ZhangYu0123 opened a new issue #4164:
URL: https://github.com/apache/incubator-doris/issues/4164


   **Describe problems**
   At present, the Compaction in BE is divided into two parts: Base and 
Cumulative. For the incremental overlap rowsets, the Cumulative Compaction 
process is merged first, and then in Base Compaction process nonoverlap rowsets 
are merged. When there are frequent small batches of continuous writing, a 
large number of small nonoverlap rowsets to Base Compaction process. This will 
cause the following problems:
   (1) In Base Compaction, each time a small batch file data is merged, the 
merge efficiency of Base Compaction is very low (it takes a long time to merge 
many small files, the number of merges of Base is more, and the write 
amplification is serious).
   (2) There are too many small files at the same time, and too many files will 
be read during query, which affects the query efficiency.
    
   **Solution**
   **base compaction process**
   The base compaction process is unchanged, the existing process is 
maintained, and the versions from Base to Cumulative Point are merged.
   
   **comulative compaction process**
   _**1  Cumulative Point calculation (changing part)**_
    Cumulative Point calculation will be executed once when it is initialized.
   Traverse the rowsets collection in version order. If the following 
conditions are satisfied, the Cumulative Point moves down, otherwise it breaks:
   - The current rowset is a non-overlap type.
   - The rowset disk space is greater than base_compaction_delta_ratio(2%) of 
the base version or greater than or equal to 
min_base_compaction_promotion_size(2G).
   
   2  Select the Rowset to be merged by Cumulative Compaction
   2.1 Candidate_rowsets collection of candidate sets, (consistent with the 
original process)
   - The candidate set is selected to be greater than or equal to all versions 
of Cumulative Point.

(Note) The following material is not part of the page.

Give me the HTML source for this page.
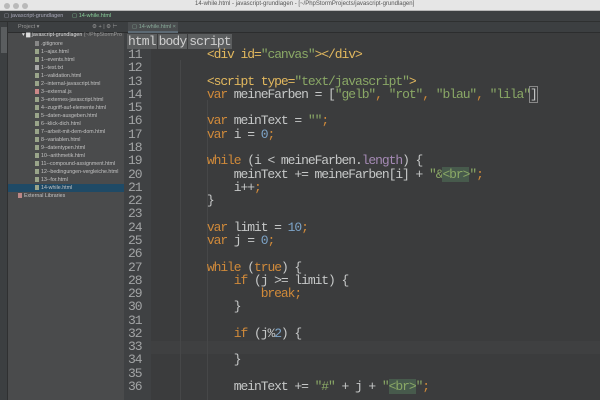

And sort.
   - Collect rowset versions from the candidate set, and stop collecting when 
compaction_score is greater than or equal to 1000 or when the traversal reaches 
the end.
   - When there is a deletion condition for candidate_rowsets, the previous 
version is collected and deleted. Move Cumulative Point after deleting rowset.
   
   _**2.2 Create input_rowsets  (changing part)**_
   (1) Definition:
   - When the total number of disks in the candidate set candidate_rowsets 
s_total,
   - The disk space s1 of the first version in candidate_rowsets.
   - level_size(n) represents n to the disk size segment that can be mapped to 
[1G~2G), [512m~1G), [256m~512m), [128m~256m), [64m~128m), this segments can be 
calculated by min_base_compaction_promotion_size.
   
   (2) Implementation process:
   - When s_total is greater than or equal to base_compaction_delta_ratio(2%) 

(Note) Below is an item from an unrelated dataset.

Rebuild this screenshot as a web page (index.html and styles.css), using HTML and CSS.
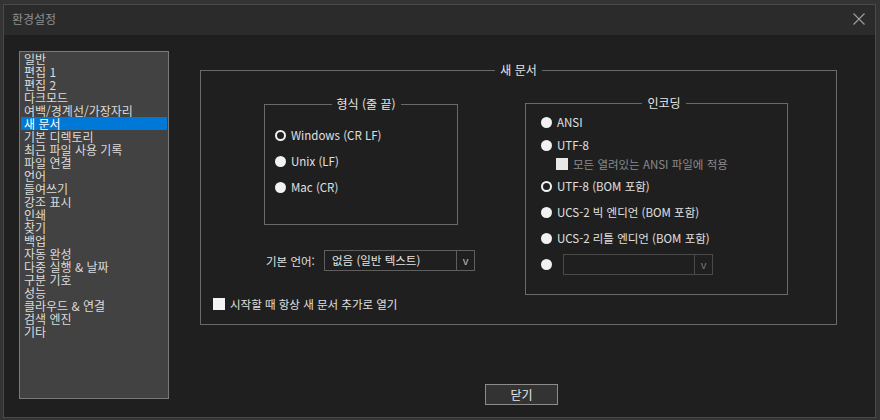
FILE: index.html
```html
<!DOCTYPE html>
<html lang="ko">

<head>
	<meta charset="UTF-8">
	<meta name="viewport" content="width=device-width, initial-scale=1.0">
	<title>환경설정</title>
	<link rel="stylesheet" href="styles.css">
</head>

<body>
	<div class="window">
		<div class="titlebar">
			<span class="title">환경설정</span>
			<svg class="close-x" width="12" height="12" viewBox="0 0 12 12">
				<path d="M0.5 0.5L11.5 11.5M11.5 0.5L0.5 11.5" stroke="#a0a0a0" stroke-width="1.1" fill="none" />
			</svg>
		</div>

		<div class="content">
			<ul class="nav-list">
				<li>일반</li>
				<li>편집 1</li>
				<li>편집 2</li>
				<li>다크모드</li>
				<li>여백/경계선/가장자리</li>
				<li class="selected">새 문서</li>
				<li>기본 디렉토리</li>
				<li>최근 파일 사용 기록</li>
				<li>파일 연결</li>
				<li>언어</li>
				<li>들여쓰기</li>
				<li>강조 표시</li>
				<li>인쇄</li>
				<li>찾기</li>
				<li>백업</li>
				<li>자동 완성</li>
				<li>다중 실행 &amp; 날짜</li>
				<li>구분 기호</li>
				<li>성능</li>
				<li>클라우드 &amp; 연결</li>
				<li>검색 엔진</li>
				<li>기타</li>
			</ul>

			<div class="main">
				<fieldset class="group group-doc">
					<legend>새 문서</legend>
					<div class="doc-cols">
						<div class="col-left">
							<fieldset class="group group-eol">
								<legend>형식 (줄 끝)</legend>
								<div class="radio-row"><span class="radio checked"></span>Windows (CR LF)</div>
								<div class="radio-row"><span class="radio"></span>Unix (LF)</div>
								<div class="radio-row"><span class="radio"></span>Mac (CR)</div>
							</fieldset>

							<div class="lang-row">
								<span class="lang-label">기본 언어:</span>
								<div class="select">
									<span class="select-text">없음 (일반 텍스트)</span>
									<span class="select-arrow">v</span>
								</div>
							</div>

							<div class="check-row start-check"><span class="checkbox"></span>시작할 때 항상 새 문서 추가로 열기</div>
						</div>

						<fieldset class="group group-enc">
							<legend>인코딩</legend>
							<div class="radio-row r-ansi"><span class="radio"></span>ANSI</div>
							<div class="radio-row r-utf8"><span class="radio"></span>UTF-8</div>
							<div class="check-row sub-check disabled"><span class="checkbox"></span>모든 열려있는 ANSI 파일에 적용</div>
							<div class="radio-row r-bom"><span class="radio checked"></span>UTF-8 (BOM 포함)</div>
							<div class="radio-row r-gap"><span class="radio"></span>UCS-2 빅 엔디언 (BOM 포함)</div>
							<div class="radio-row r-gap"><span class="radio"></span>UCS-2 리틀 엔디언 (BOM 포함)</div>
							<div class="radio-row r-other">
								<span class="radio"></span>
								<div class="select select-off">
									<span class="select-text"></span>
									<span class="select-arrow">v</span>
								</div>
							</div>
						</fieldset>
					</div>
				</fieldset>

				<button class="btn-close">닫기</button>
			</div>
		</div>
	</div>
</body>

</html>
```

FILE: styles.css
```css
* {
	box-sizing: border-box;
}

body {
	margin: 0;
	background-color: #343434;
	font-family: "Noto Sans CJK KR", "Noto Sans", sans-serif;
	font-size: 12px;
	color: #e0e0e0;
}

.window {
	width: 873px;
	height: 414px;
	margin: 4px 0 0 3px;
	border: 1px solid #4a4a4a;
	background-color: #1f1f1f;
	display: flex;
	flex-direction: column;
}

.titlebar {
	height: 30px;
	background-color: #2b2b2b;
	display: flex;
	align-items: center;
	justify-content: space-between;
	padding: 0 10px 0 8px;
}

.title {
	color: #8e8e8e;
	font-size: 12px;
	line-height: 16px;
	margin-top: -3px;
}

.close-x {
	margin-top: -2px;
}

.content {
	display: flex;
	align-items: flex-start;
	padding: 16px 0 0 15px;
}

/* left category list */
.nav-list {
	list-style: none;
	margin: 0;
	padding: 0 1px;
	width: 150px;
	height: 348px;
	border: 1px solid #7a7a7a;
	background-color: #424242;
}

.nav-list li {
	height: 13px;
	line-height: 13px;
	padding-left: 3px;
	color: #dcdcdc;
	white-space: nowrap;
}

.nav-list li.selected {
	background-color: #0078d7;
	color: #ffffff;
}

.main {
	margin: 11px 0 0 31px;
	display: flex;
	flex-direction: column;
}

/* group boxes */
.group {
	margin: 0;
	padding: 0;
	min-width: 0;
	border: 1px solid #6a6a6a;
}

.group legend {
	margin: 0 auto;
	padding: 0 5px;
	line-height: 16px;
	font-size: 12px;
	color: #e6e6e6;
}

.group-doc {
	width: 637px;
}

.doc-cols {
	display: flex;
	align-items: flex-start;
	font-size: 11.5px;
}

.col-left {
	width: 324px;
	padding: 0 0 12px 12px;
}

.group-eol {
	width: 194px;
	margin: 18px 0 0 51px;
	padding: 15px 0 29px 10px;
}

.group-eol .radio-row + .radio-row {
	margin-top: 10px;
}

.group-enc {
	width: 263px;
	margin-top: 17px;
	padding: 3px 0 19px 15px;
}

.radio-row {
	display: flex;
	align-items: center;
	height: 16px;
	line-height: 16px;
	white-space: nowrap;
}

.radio {
	width: 11px;
	height: 11px;
	border-radius: 50%;
	background-color: #f2f2f2;
	margin-right: 5px;
	flex-shrink: 0;
}

.radio.checked {
	background-color: #1f1f1f;
	border: 2.5px solid #f2f2f2;
}

.r-utf8 {
	margin-top: 7px;
}

.r-bom {
	margin-top: 6px;
}

.r-gap {
	margin-top: 10px;
}

.r-other {
	margin-top: 8px;
	height: 21px;
}

.r-other .select {
	margin-left: 6px;
}

/* dropdowns */
.lang-row {
	display: flex;
	align-items: center;
	margin-top: 25px;
	height: 21px;
}

.lang-label {
	margin-left: 53px;
	width: 58px;
	line-height: 16px;
	color: #e0e0e0;
}

.select {
	display: flex;
	width: 151px;
	height: 21px;
	border: 1px solid #5e5e5e;
}

.select-text {
	flex: 1;
	padding-left: 7px;
	line-height: 19px;
	color: #e6e6e6;
}

.select-arrow {
	width: 18px;
	border-left: 1px solid #5e5e5e;
	text-align: center;
	line-height: 18px;
	color: #c0c0c0;
	font-size: 11px;
}

.select-off {
	width: 150px;
	border-color: #4a4a4a;
}

.select-off .select-arrow {
	border-left-color: #4a4a4a;
	color: #7a7a7a;
}

/* checkboxes */
.check-row {
	display: flex;
	align-items: center;
	height: 16px;
	line-height: 16px;
	white-space: nowrap;
}

.start-check {
	margin-top: 25px;
}

.sub-check {
	margin: 3px 0 0 15px;
}

.checkbox {
	width: 12px;
	height: 12px;
	background-color: #f4f4f4;
	margin-right: 5px;
	flex-shrink: 0;
}

.check-row.disabled {
	color: #8a8a8a;
}

.check-row.disabled .checkbox {
	background-color: #e8e8e8;
}

.btn-close {
	margin: 59px 0 0 285px;
	width: 73px;
	height: 21px;
	padding: 0;
	border: 1px solid #8c8c8c;
	background-color: #333333;
	color: #e8e8e8;
	font-family: inherit;
	font-size: 12px;
	line-height: 18px;
}
```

of the base version or greater than or equal to 
min_base_compaction_promotion_size(2G) or s_total <= 
smallest_compaction_limit(64m), candidate_rowsets is directly assigned to 
input_rowsets and exits.
   - When level_size (s_total-s1) >= level_size (s1), candidate_rowsets are 
directly assigned to input_rowsets and exit.

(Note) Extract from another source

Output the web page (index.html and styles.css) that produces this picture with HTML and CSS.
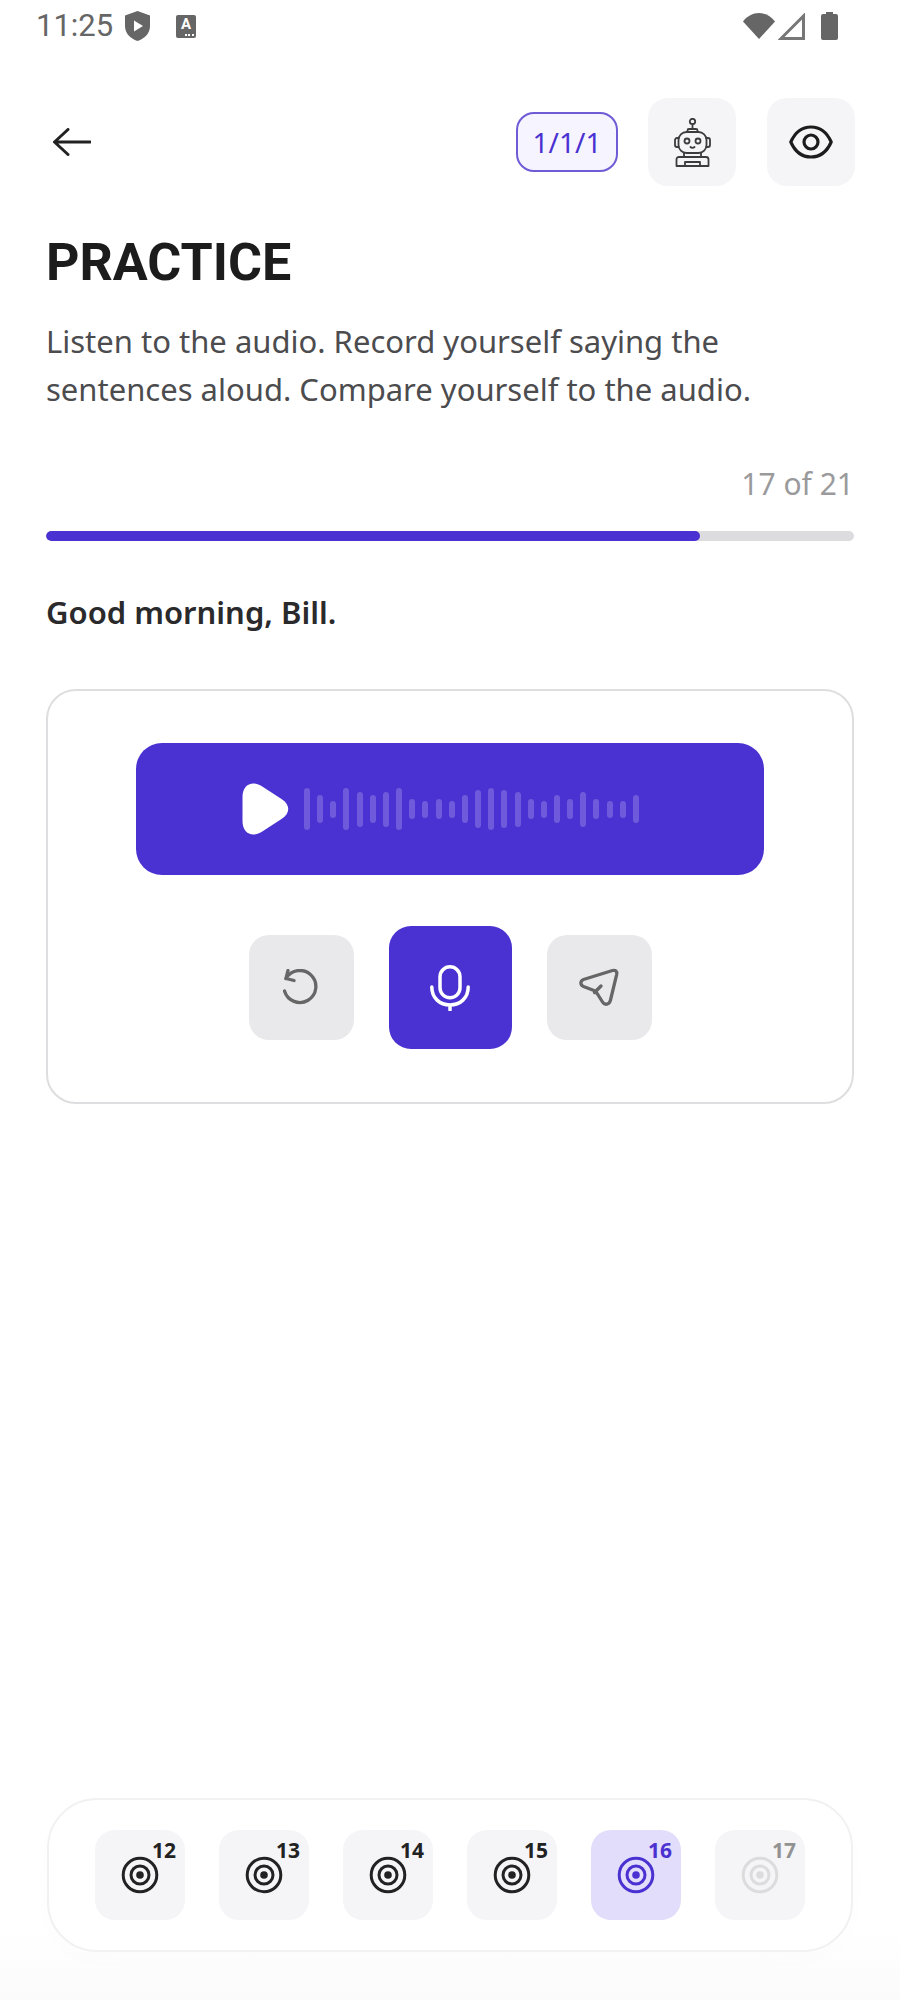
FILE: index.html
```html
<!DOCTYPE html>
<html lang="en">
<head>
<meta charset="utf-8">
<title>Practice</title>
<link rel="stylesheet" href="styles.css">
</head>
<body>
<div class="page">
  <div class="status">
    <span class="time">11:25</span>
    <svg class="shield" viewBox="0 0 25 30"><path d="M12.5 0 25 4.500V15C25 22 20 27.500 12.500 30 5 27.500 0 22 0 15V4.500Z" fill="#666"/><path d="M9 9.500 18 15 9 20.500Z" fill="#fff"/></svg>
    <span class="akey"><span>A</span></span>
    <span class="status-gap"></span>
    <svg class="wifi" viewBox="0 0 32 26"><path d="M0 8.500C4 3 10 0 16 0s12 3 16 8.500L16 26Z" fill="#666"/></svg>
    <svg class="signal" viewBox="0 0 27 27"><path d="M25.500 3V25.500H3Z" fill="none" stroke="#777" stroke-width="3"/></svg>
    <svg class="battery" viewBox="0 0 17 28"><path d="M5 0h7v2h3a2 2 0 0 1 2 2v22a2 2 0 0 1-2 2H2a2 2 0 0 1-2-2V4a2 2 0 0 1 2-2h3Z" fill="#666"/></svg>
  </div>

  <div class="topbar">
    <svg class="back" viewBox="0 0 38 28"><path d="M37 14H2M15 1.500 1.500 14 15 26.500" fill="none" stroke="#222" stroke-width="3" stroke-linecap="round" stroke-linejoin="round"/></svg>
    <div class="actions">
      <span class="badge">1/1/1</span>
      <span class="tool">
        <svg class="robot" viewBox="0 0 37 49" fill="none" stroke="#3c3c3c" stroke-width="1.800" stroke-linecap="round" stroke-linejoin="round"><circle cx="18.500" cy="3.500" r="2.700"/><path d="M18.500 6.200V11M13.500 14v-1.500a1.500 1.500 0 0 1 1.500-1.500h7a1.500 1.500 0 0 1 1.500 1.500V14"/><rect x="4.500" y="14" width="28" height="21" rx="8"/><path d="M4.500 20H3a2 2 0 0 0-2 2v5a2 2 0 0 0 2 2h1.500M32.500 20H34a2 2 0 0 1 2 2v5a2 2 0 0 1-2 2h-1.500"/><circle cx="13" cy="23" r="2.500"/><circle cx="24" cy="23" r="2.500"/><path d="M16.500 29c1 1 3 1 4 0M10 35v4M27 35v4M5 39h27a2.500 2.500 0 0 1 2.500 2.500V48H2.500v-6.500A2.500 2.500 0 0 1 5 39ZM11 48v-4h15v4"/></svg>
      </span>
      <span class="tool">
        <svg class="eye" viewBox="0 0 44 34" fill="none" stroke="#1c1c1c" stroke-width="3.200"><path d="M1.800 17C6 7.500 13 2 22 2s16 5.500 20.200 15C38 26.500 31 32 22 32S6 26.500 1.800 17Z" stroke-linejoin="round"/><circle cx="22" cy="17" r="7"/></svg>
      </span>
    </div>
  </div>

  <main class="content">
    <h1 class="title">PRACTICE</h1>
    <p class="desc">Listen to the audio. Record yourself saying the<br>sentences aloud. Compare yourself to the audio.</p>
    <div class="count">17 of 21</div>
    <div class="progress"><div class="fill"></div></div>
    <p class="sentence">Good morning, Bill.</p>

    <section class="card">
      <div class="player">
        <svg class="play" viewBox="0 0 46 52"><path d="M0 14C0 2 9-3 19 3l20 13c9 6 9 14 0 20L19 49C9 55 0 50 0 38Z" fill="#fff"/></svg>
        <div class="wave">
          <i style="height:42px"></i><i style="height:28px"></i><i style="height:17px"></i><i style="height:42px"></i><i style="height:35px"></i><i style="height:28px"></i><i style="height:35px"></i><i style="height:42px"></i><i style="height:20px"></i><i style="height:17px"></i><i style="height:20px"></i><i style="height:17px"></i><i style="height:28px"></i><i style="height:38px"></i><i style="height:42px"></i><i style="height:38px"></i><i style="height:35px"></i><i style="height:20px"></i><i style="height:17px"></i><i style="height:28px"></i><i style="height:20px"></i><i style="height:35px"></i><i style="height:20px"></i><i style="height:17px"></i><i style="height:17px"></i><i style="height:28px"></i>
        </div>
      </div>
      <div class="controls">
        <span class="ctl">
          <svg class="ctl-icon" viewBox="0 0 36 38" fill="none" stroke="#666" stroke-width="3.300" stroke-linecap="round" stroke-linejoin="round"><path d="M3 9.500A16 16 0 1 1 1.500 22"/><path d="M5 1.500 3 9.500 11 11.500"/></svg>
        </span>
        <span class="mic">
          <svg class="mic-icon" viewBox="0 0 40 46" fill="none" stroke="#fff" stroke-width="3.500" stroke-linecap="round"><rect x="10" y="1.800" width="20" height="31" rx="10"/><path d="M1.800 22c0 11 8 18 18.200 18s18.200-7 18.200-18M20 40v5"/></svg>
        </span>
        <span class="ctl">
          <svg class="ctl-icon send" viewBox="0 0 40 40" fill="none" stroke="#666" stroke-width="3.300" stroke-linecap="round" stroke-linejoin="round"><path d="M33.500 2.500c3-.8 4.800.8 4.200 3.800L31.500 32c-1 5-6 5.500-8 2L18.500 26c-1-1.500-2-2.500-3.500-3.500L4.500 18.500C1 17 1 13 4.500 11.500Z"/><path d="M15.500 24.500 22 18"/></svg>
        </span>
      </div>
    </section>
  </main>

  <footer class="footer">
    <nav class="nav">
      <span class="tile"><svg class="target" viewBox="0 0 38 38"><use href="#t"/></svg><b class="num">12</b></span>
      <span class="tile"><svg class="target" viewBox="0 0 38 38"><use href="#t"/></svg><b class="num">13</b></span>
      <span class="tile"><svg class="target" viewBox="0 0 38 38"><use href="#t"/></svg><b class="num">14</b></span>
      <span class="tile"><svg class="target" viewBox="0 0 38 38"><use href="#t"/></svg><b class="num">15</b></span>
      <span class="tile current"><svg class="target" viewBox="0 0 38 38"><use href="#t"/></svg><b class="num">16</b></span>
      <span class="tile locked"><svg class="target" viewBox="0 0 38 38"><use href="#t"/></svg><b class="num">17</b></span>
    </nav>
  </footer>
</div>
<svg class="defs" aria-hidden="true"><defs><g id="t" fill="none" stroke="currentColor" stroke-width="3"><circle cx="19" cy="19" r="16.800"/><circle cx="19" cy="19" r="9"/><circle cx="19" cy="19" r="3.800" fill="currentColor" stroke="none"/></g></defs></svg>
</body>
</html>
```
FILE: styles.css
```css
* { box-sizing: border-box; }
html, body { margin: 0; background: #fff; }
body { font-family: "Noto Sans", "Open Sans", sans-serif; color: #222; }
.page { width: 900px; height: 2000px; display: flex; flex-direction: column; }
.defs { display: none; }

.status { height: 52px; padding: 0 62px 0 36px; display: flex; align-items: center; flex: none; }
.time { font: 400 31px/52px Roboto, sans-serif; color: #666; width: 76px; white-space: nowrap; }
.shield { width: 25px; height: 30px; margin-left: 13px; }
.akey { position: relative; width: 20px; height: 23px; margin-left: 26px; background: #666; border-radius: 2px; display: flex; justify-content: center; align-items: flex-start; }
.akey span { font: 700 15px/18px Roboto, sans-serif; color: #fff; }
.akey::after { content: ""; position: absolute; right: 2px; bottom: 2px; width: 9px; height: 2px; background: repeating-linear-gradient(90deg, #fff 0 2px, transparent 2px 3.500px); }
.status-gap { flex: 1; }
.wifi { width: 32px; height: 26px; }
.signal { width: 27px; height: 27px; margin-left: 3px; }
.battery { width: 17px; height: 28px; margin-left: 16px; }

.topbar { height: 88px; margin-top: 46px; padding: 0 45px 0 53px; display: flex; align-items: center; justify-content: space-between; flex: none; }
.back { width: 38px; height: 28px; }
.actions { display: flex; align-items: center; }
.badge { width: 102px; height: 60px; margin-right: 30px; border: 2px solid #6f5bd6; border-radius: 18px; background: #f6f4ff; color: #4a31d1; font: 400 28px/56px "Noto Sans", sans-serif; text-align: center; }
.tool { width: 88px; height: 88px; margin-left: 31px; background: #f5f5f8; border-radius: 20px; display: flex; align-items: center; justify-content: center; }
.badge + .tool { margin-left: 0; }
.robot { width: 37px; height: 49px; }
.eye { width: 44px; height: 34px; }

.content { padding: 0 46px; }
.title { margin: 47px 0 0; font: 700 52px/60px Roboto, sans-serif; color: #1c1c1c; }
.desc { margin: 24px 0 0; font-size: 31px; line-height: 48px; color: #4c4c4f; }
.count { margin-top: 47px; font-size: 30px; line-height: 48px; color: #9a9a9c; text-align: right; }
.progress { margin-top: 23px; height: 10px; border-radius: 5px; background: #dcdcde; overflow: hidden; }
.fill { width: 81%; height: 100%; background: #4a31d1; border-radius: 5px; }
.sentence { margin: 48px 0 0; font-size: 31px; line-height: 46px; font-weight: 600; color: #2a2a2c; }

.card { margin-top: 54px; height: 415px; border: 2px solid #dedee0; border-radius: 30px; padding: 52px 88px 0; }
.player { height: 132px; background: #4a31d1; border-radius: 26px; padding-left: 106px; display: flex; align-items: center; }
.play { width: 47px; height: 52px; flex: none; }
.wave { margin-left: 15px; display: flex; align-items: center; gap: 7.160px; }
.wave i { display: block; width: 6px; border-radius: 3px; background: rgba(255, 255, 255, .2); }
.controls { margin-top: 51px; display: flex; align-items: center; justify-content: center; gap: 35px; }
.ctl { width: 105px; height: 105px; background: #e9e9eb; border-radius: 20px; display: flex; align-items: center; justify-content: center; }
.ctl-icon { width: 36px; height: 38px; }
.send { width: 40px; height: 40px; }
.mic { width: 123px; height: 123px; background: #4a31d1; border-radius: 22px; display: flex; align-items: center; justify-content: center; }
.mic-icon { width: 40px; height: 46px; }

.footer { margin-top: auto; padding: 0 47px 48px; background: linear-gradient(#fff 65%, #fbfbfb 100%); }
.nav { height: 154px; border: 2px solid #f1f1f2; border-radius: 50px; padding: 30px 46px; background: #fff; display: flex; justify-content: space-between; box-shadow: 0 8px 30px rgba(0, 0, 0, .012); }
.tile { position: relative; width: 90px; height: 90px; border-radius: 20px; background: #f5f5f8; color: #222; display: flex; align-items: center; justify-content: center; }
.target { width: 38px; height: 38px; }
.num { position: absolute; left: 57px; top: 7px; font: 700 21px/26px "Noto Sans", sans-serif; }
.current { background: #e2ddfa; color: #4a31d1; }
.locked .target { color: #dcdcdc; }
.locked .num { color: #929292; }
```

   - When level_size (s_total-s1) <level_size (s1), after removing the first 
version of candidate_rowsets, return to the first step and loop the process.
   
   (3) Check input_rowsets (consistent with the original process)
   - When the compaction_score of input_rowsets is less than the minimum score 
of 5, input_rowsets are cleared and not merged.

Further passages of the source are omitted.